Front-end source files
◆ ◆ ◆ ◆ ◆ ◆ ◆

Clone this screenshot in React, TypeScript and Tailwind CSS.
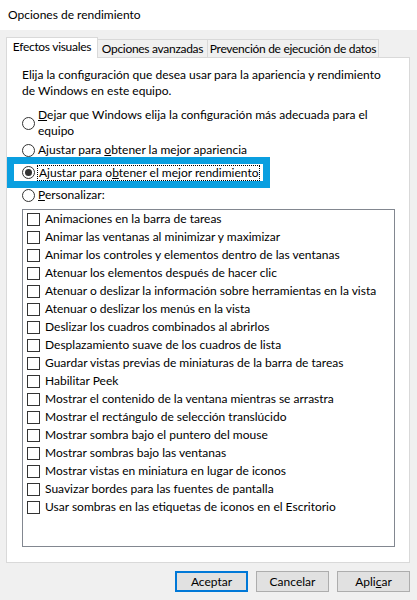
import React from "react";

const items = [
  "Animaciones en la barra de tareas",
  "Animar las ventanas al minimizar y maximizar",
  "Animar los controles y elementos dentro de las ventanas",
  "Atenuar los elementos después de hacer clic",
  "Atenuar o deslizar la información sobre herramientas en la vista",
  "Atenuar o deslizar los menús en la vista",
  "Deslizar los cuadros combinados al abrirlos",
  "Desplazamiento suave de los cuadros de lista",
  "Guardar vistas previas de miniaturas de la barra de tareas",
  "Habilitar Peek",
  "Mostrar el contenido de la ventana mientras se arrastra",
  "Mostrar el rectángulo de selección translúcido",
  "Mostrar sombra bajo el puntero del mouse",
  "Mostrar sombras bajo las ventanas",
  "Mostrar vistas en miniatura en lugar de iconos",
  "Suavizar bordes para las fuentes de pantalla",
  "Usar sombras en las etiquetas de iconos en el Escritorio",
];

function Radio({ checked = false }: { checked?: boolean }) {
  return (
    <span className="w-[13px] h-[13px] shrink-0 rounded-full border border-[#333333] bg-white flex items-center justify-center">
      {checked && <span className="w-[7px] h-[7px] rounded-full bg-[#333333]" />}
    </span>
  );
}

export default function App() {
  return (
    <div
      className="w-[417px] h-[600px] bg-[#f0f0f0] flex flex-col text-black text-[12px] leading-[16px] whitespace-nowrap"
      style={{ fontFamily: 'Lato, "Noto Sans", sans-serif' }}
    >
      <div className="h-[30px] bg-white flex items-center pl-[8px] text-[12px]">Opciones de rendimiento</div>

      <div className="pl-[6px] pt-[7px] flex flex-col">
        {/* tabs */}
        <div className="flex items-end h-[20px] tracking-[-0.3px]">
          <div className="relative z-10 -mb-px h-[21px] w-[92px] bg-white border border-b-0 border-[#d9d9d9] flex items-start justify-center pt-[1px]">
            Efectos visuales
          </div>
          <div className="h-[18px] w-[110px] border-t border-r border-[#d9d9d9] flex items-center justify-center">
            Opciones avanzadas
          </div>
          <div className="h-[18px] w-[171px] border-t border-r border-[#d9d9d9] flex items-center justify-center">
            Prevención de ejecución de datos
          </div>
        </div>

        {/* panel */}
        <div className="w-[404px] h-[506px] bg-white border border-[#d9d9d9] flex flex-col pt-[9px]">
          <div className="pl-[15px] pr-[10px]">
            Elija la configuración que desea usar para la apariencia y rendimiento
            <br />
            de Windows en este equipo.
          </div>

          <div className="mt-[8px] flex items-center pl-[15px] gap-[3px]">
            <Radio />
            <span>
              <span className="underline">D</span>ejar que Windows elija la configuración más adecuada para el
              <br />
              equipo
            </span>
          </div>

          <div className="mt-[3px] flex items-center pl-[15px] gap-[3px] h-[16px]">
            <Radio />
            <span>
              Ajustar para <span className="underline">o</span>btener la mejor apariencia
            </span>
          </div>

          <div className="-mt-px w-[263px] h-[31px] border-[7px] border-[#0a9fe0] flex items-center pl-[8px] gap-[2px]">
            <Radio checked />
            <span className="border border-dotted border-black px-[1px] leading-[14px]">
              Ajustar para o<span className="underline">b</span>tener el mejor rendimiento
            </span>
          </div>

          <div className="-mt-px flex items-center pl-[15px] gap-[3px] h-[16px]">
            <Radio />
            <span>
              <span className="underline">P</span>ersonalizar:
            </span>
          </div>

          <div className="ml-[15px] mt-[6px] w-[373px] h-[338px] border border-[#828790] flex flex-col">
            {items.map((t) => (
              <div key={t} className="h-[18px] flex items-center pl-[4px] gap-[5px]">
                <span className="w-[13px] h-[13px] shrink-0 border border-[#333333] bg-white" />
                <span>{t}</span>
              </div>
            ))}
          </div>
        </div>
      </div>

      {/* buttons */}
      <div className="flex justify-end gap-[8px] pr-[7px] mt-[8px]">
        <div className="w-[73px] h-[21px] bg-[#e1e1e1] border-2 border-[#0078d7] flex items-center justify-center">
          Aceptar
        </div>
        <div className="w-[73px] h-[21px] bg-[#e1e1e1] border border-[#adadad] flex items-center justify-center">
          Cancelar
        </div>
        <div className="w-[73px] h-[21px] bg-[#e1e1e1] border border-[#adadad] flex items-center justify-center">
          <span>
            Apli<span className="underline">c</span>ar
          </span>
        </div>
      </div>
    </div>
  );
}
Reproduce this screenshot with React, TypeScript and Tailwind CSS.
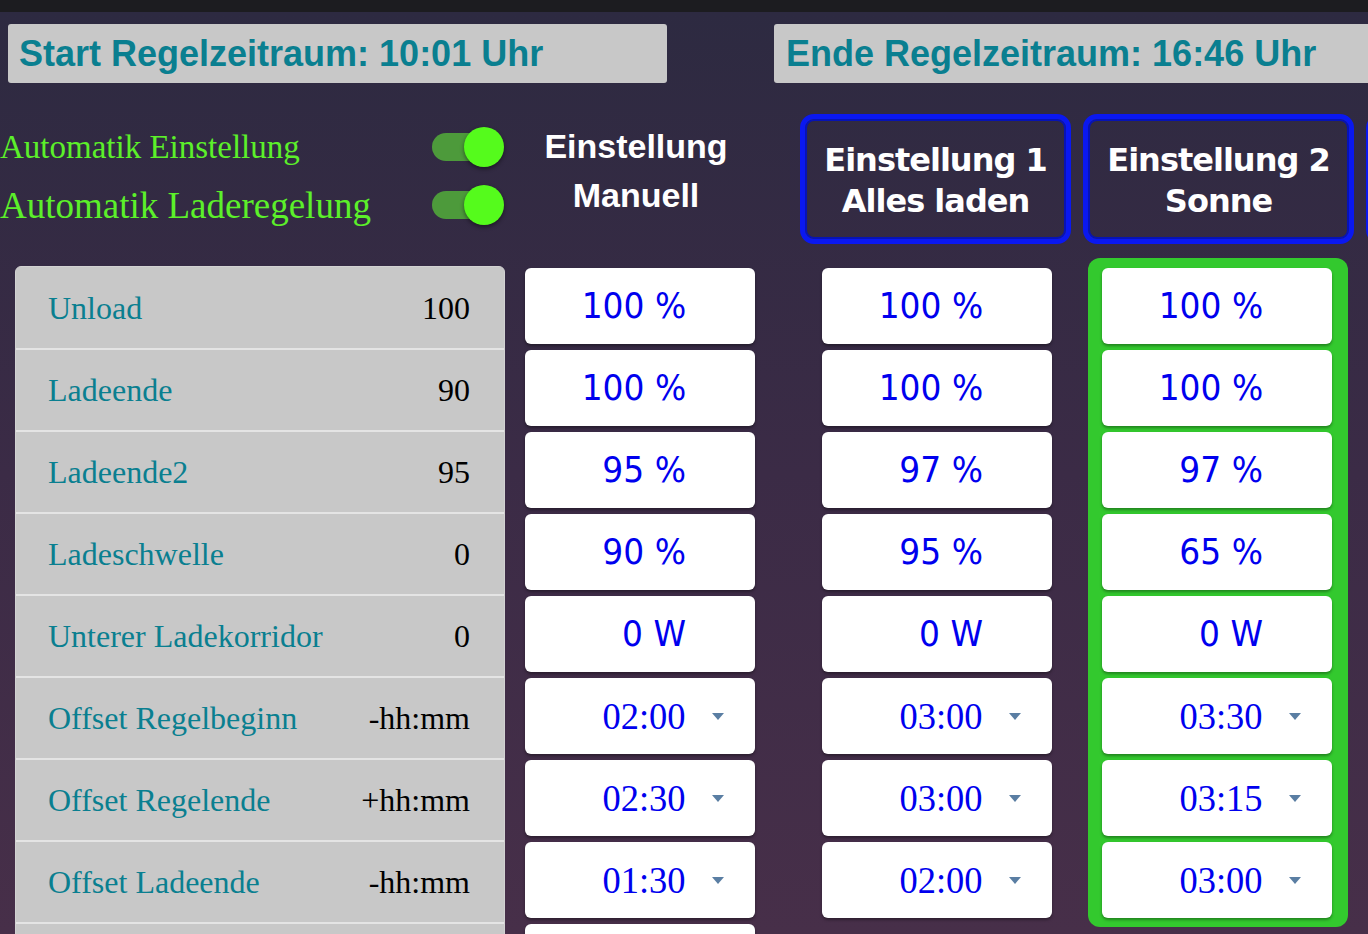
import React from 'react';

type Cell = { value: string; time?: boolean };

const rows: { label: string; unit: string }[] = [
  { label: 'Unload', unit: '100' },
  { label: 'Ladeende', unit: '90' },
  { label: 'Ladeende2', unit: '95' },
  { label: 'Ladeschwelle', unit: '0' },
  { label: 'Unterer Ladekorridor', unit: '0' },
  { label: 'Offset Regelbeginn', unit: '-hh:mm' },
  { label: 'Offset Regelende', unit: '+hh:mm' },
  { label: 'Offset Ladeende', unit: '-hh:mm' },
  { label: '', unit: '' },
];

const pct = (v: string): Cell => ({ value: v });
const tm = (v: string): Cell => ({ value: v, time: true });

const manual: Cell[] = [pct('100 %'), pct('100 %'), pct('95 %'), pct('90 %'), pct('0 W'), tm('02:00'), tm('02:30'), tm('01:30'), pct('')];
const preset1: Cell[] = [pct('100 %'), pct('100 %'), pct('97 %'), pct('95 %'), pct('0 W'), tm('03:00'), tm('03:00'), tm('02:00')];
const preset2: Cell[] = [pct('100 %'), pct('100 %'), pct('97 %'), pct('65 %'), pct('0 W'), tm('03:30'), tm('03:15'), tm('03:00')];

function Caret() {
  return (
    <svg width="12" height="7" viewBox="0 0 12 7" className="ml-[26px] mr-[31px] shrink-0">
      <path d="M0 0h12L6 7z" fill="#5a7ea3" />
    </svg>
  );
}

function ValueCell({ cell }: { cell: Cell }) {
  return (
    <div className="flex h-[76px] w-[230px] items-center justify-end rounded-[6px] bg-white shadow-[0_2px_3px_rgba(0,0,0,0.35)]">
      {cell.time ? (
        <>
          <span className="inline-block origin-right scale-x-[0.96] text-[38px] leading-none text-[#0000ee] [font-family:'Liberation_Serif',serif]">
            {cell.value}
          </span>
          <Caret />
        </>
      ) : (
        <span className="mr-[69px] inline-block origin-right scale-x-[0.94] text-[35px] leading-none text-[#0000ee] [font-family:'DejaVu_Sans',sans-serif]">
          {cell.value}
        </span>
      )}
    </div>
  );
}

function Toggle() {
  return (
    <div className="relative h-[40px] w-[72px]">
      <div className="absolute left-0 top-[6px] h-[28px] w-[56px] rounded-full bg-[#4d9a3b]" />
      <div className="absolute right-0 top-0 h-[40px] w-[40px] rounded-full bg-[#55fb1c] shadow-[0_2px_4px_rgba(0,0,0,0.45)]" />
    </div>
  );
}

function PresetButton({ top, bottom }: { top: string; bottom: string }) {
  return (
    <div className="flex h-[130px] w-[271px] shrink-0 flex-col items-center justify-center rounded-[14px] border-[5px] border-[#0a18f0] pt-[3px] shadow-[inset_0_0_0_2px_#0713b4] text-[32px] font-bold leading-[41px] tracking-[-1px] text-white [font-family:'DejaVu_Sans',sans-serif]">
      <span>{top}</span>
      <span>{bottom}</span>
    </div>
  );
}

export default function App() {
  return (
    <div className="h-[934px] w-[1368px] overflow-hidden bg-[#1c1c20]">
      <div className="mt-3 flex h-[922px] flex-col bg-linear-to-b from-[#2d2a41] via-[#3b2b46] to-[#472f49]">
        {/* time window */}
        <div className="mt-3 flex gap-[107px] pl-2 [font-family:'Liberation_Sans',Arial,sans-serif]">
          <div className="flex h-[59px] w-[659px] shrink-0 items-center rounded-[3px] bg-[#c8c8c8] pl-[11px] text-[36px] font-bold text-[#0a7f90]">
            Start Regelzeitraum: 10:01 Uhr
          </div>
          <div className="flex h-[59px] w-[640px] shrink-0 items-center rounded-[3px] bg-[#c8c8c8] pl-[12px] text-[36px] font-bold text-[#0a7f90]">
            Ende Regelzeitraum: 16:46 Uhr
          </div>
        </div>

        {/* switches and presets */}
        <div className="mt-[31px] flex h-[130px]">
          <div className="relative w-[510px] shrink-0 text-[#5cf02a] [font-family:'Liberation_Serif',serif]">
            <div className="mt-[13px] flex h-[40px] items-center justify-between pr-[6px]">
              <span className="text-[33px] leading-none">Automatik Einstellung</span>
              <Toggle />
            </div>
            <div className="mt-[18px] flex h-[40px] items-center justify-between pr-[6px]">
              <span className="text-[37px] leading-none">Automatik Laderegelung</span>
              <Toggle />
            </div>
          </div>
          <div className="flex w-[252px] shrink-0 flex-col items-center pt-[8px] text-[34px] font-bold leading-[49px] text-white [font-family:'Liberation_Sans',Arial,sans-serif]">
            <span>Einstellung</span>
            <span>Manuell</span>
          </div>
          <div className="ml-[38px] flex gap-[12px]">
            <PresetButton top="Einstellung 1" bottom="Alles laden" />
            <PresetButton top="Einstellung 2" bottom="Sonne" />
            <div className="h-[130px] w-[271px] shrink-0 rounded-[14px] border-[5px] border-[#0a18f0]" />
          </div>
        </div>

        {/* values */}
        <div className="mt-[14px] flex items-start">
          <div className="ml-[15px] mt-[8px] w-[490px] shrink-0 overflow-hidden rounded-t-[6px] border border-[#d2d2d2] bg-[#c8c8c8] [font-family:'Liberation_Serif',serif]">
            {rows.map((r, i) => (
              <div
                key={i}
                className={`flex items-center justify-between pl-[32px] pr-[34px] text-[32px] ${i === 0 ? 'h-[81px]' : 'h-[82px] border-t-2 border-[#e4e4e4]'}`}
              >
                <span className="text-[#0a7f90]">{r.label}</span>
                <span className="text-black">{r.unit}</span>
              </div>
            ))}
          </div>

          <div className="ml-[20px] mt-[10px] flex flex-col gap-[6px]">
            {manual.map((c, i) => (
              <ValueCell key={i} cell={c} />
            ))}
          </div>

          <div className="ml-[67px] mt-[10px] flex flex-col gap-[6px]">
            {preset1.map((c, i) => (
              <ValueCell key={i} cell={c} />
            ))}
          </div>

          <div className="ml-[36px] flex w-[260px] flex-col gap-[6px] rounded-[12px] bg-[#33c92e] pb-[9px] pl-[14px] pt-[10px]">
            {preset2.map((c, i) => (
              <ValueCell key={i} cell={c} />
            ))}
          </div>
        </div>
      </div>
    </div>
  );
}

◆ ◆ ◆ ◆ ◆ ◆ ◆

Output the records above as they stand, from the first line to the line with "bg-white flex items-center pl-[8px]", inclusive, and exclude the pictures.

Clone this screenshot in React, TypeScript and Tailwind CSS.
import React from "react";

const items = [
  "Animaciones en la barra de tareas",
  "Animar las ventanas al minimizar y maximizar",
  "Animar los controles y elementos dentro de las ventanas",
  "Atenuar los elementos después de hacer clic",
  "Atenuar o deslizar la información sobre herramientas en la vista",
  "Atenuar o deslizar los menús en la vista",
  "Deslizar los cuadros combinados al abrirlos",
  "Desplazamiento suave de los cuadros de lista",
  "Guardar vistas previas de miniaturas de la barra de tareas",
  "Habilitar Peek",
  "Mostrar el contenido de la ventana mientras se arrastra",
  "Mostrar el rectángulo de selección translúcido",
  "Mostrar sombra bajo el puntero del mouse",
  "Mostrar sombras bajo las ventanas",
  "Mostrar vistas en miniatura en lugar de iconos",
  "Suavizar bordes para las fuentes de pantalla",
  "Usar sombras en las etiquetas de iconos en el Escritorio",
];

function Radio({ checked = false }: { checked?: boolean }) {
  return (
    <span className="w-[13px] h-[13px] shrink-0 rounded-full border border-[#333333] bg-white flex items-center justify-center">
      {checked && <span className="w-[7px] h-[7px] rounded-full bg-[#333333]" />}
    </span>
  );
}

export default function App() {
  return (
    <div
      className="w-[417px] h-[600px] bg-[#f0f0f0] flex flex-col text-black text-[12px] leading-[16px] whitespace-nowrap"
      style={{ fontFamily: 'Lato, "Noto Sans", sans-serif' }}
    >
      <div className="h-[30px] bg-white flex items-center pl-[8px] text-[12px]">Opciones de rendimiento</div>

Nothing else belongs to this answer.